To ensure your testing provides real value, it’s crucial to follow a structured approach. As a business leader, these are the questions you should be asking your IT team or service provider:

  • Frequency Matters: How often are we testing? Critical systems should have their backups tested quarterly. A full disaster recovery drill should be conducted at least once a year to ensure your entire plan is sound.
  • Isolate Your Tests: Are we testing in a safe environment? A proper test should be done in a “sandbox” or isolated network. This allows you to perform a full restore without disrupting your live business operations.
  • Document Everything: Is the process documented? A clear, step-by-step plan should exist that outlines who is responsible, what procedures to follow, and how to validate success. The results of every test—both successes and failures—must be recorded.
  • Update the Plan: Does our plan evolve with our business? Your backup strategy is a living document. It must be reviewed and updated after any significant change to your IT infrastructure, such as adding a new server, deploying new software, or migrating to the cloud.

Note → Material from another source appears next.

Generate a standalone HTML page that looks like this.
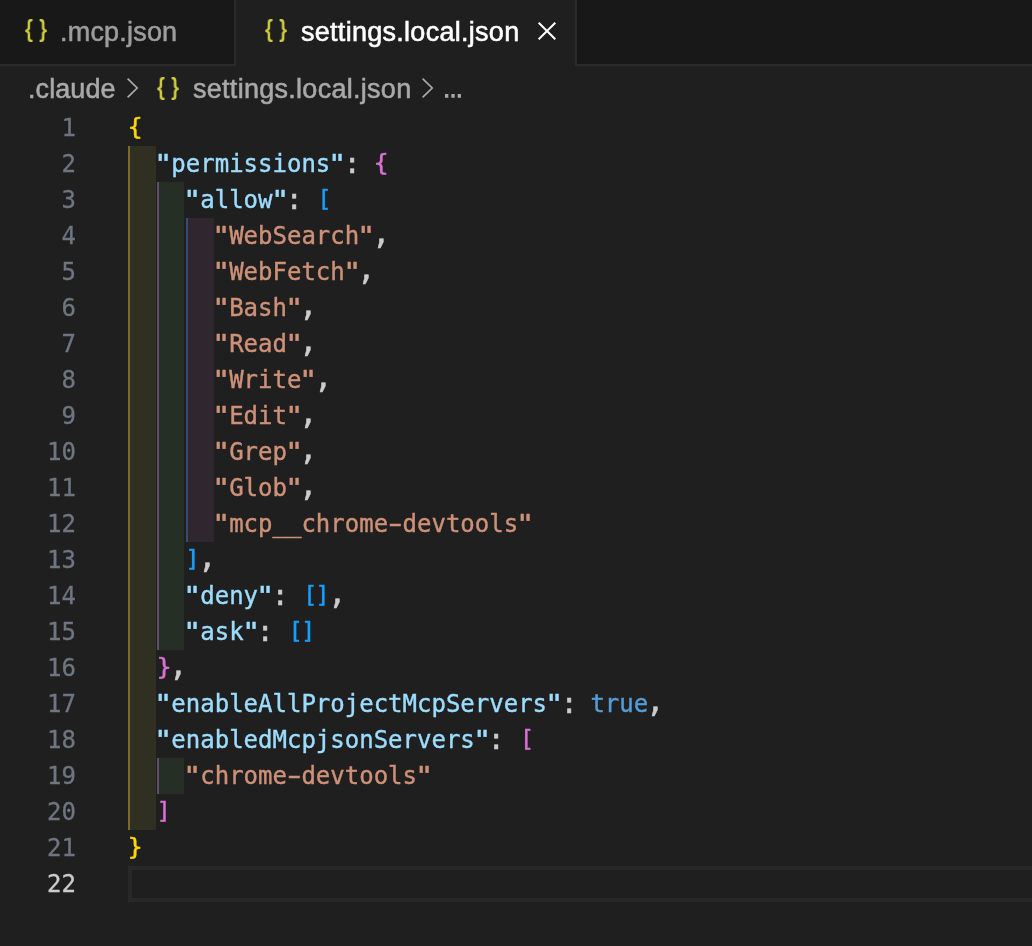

Conclusion: Turn Your Backup From a Liability Into an Asset

An untested backup is an unacceptable business gamble. It creates a false sense of security that can shatter in an instant, leaving your South Carolina organization exposed to catastrophic financial loss, operational failure, and permanent reputational ruin.

The only way to mitigate this risk is to shift from a passive, “hope it works” approach to a proactive strategy built on verification. A professionally managed and regularly tested backup and recovery plan provides certainty in an uncertain world.

Ultimately, the goal isn’t just to have backups. It’s to have a proven, dependable recovery plan that transforms your technology from a potential liability into a strategic asset—one that protects your revenue, your reputation, and your business’s future.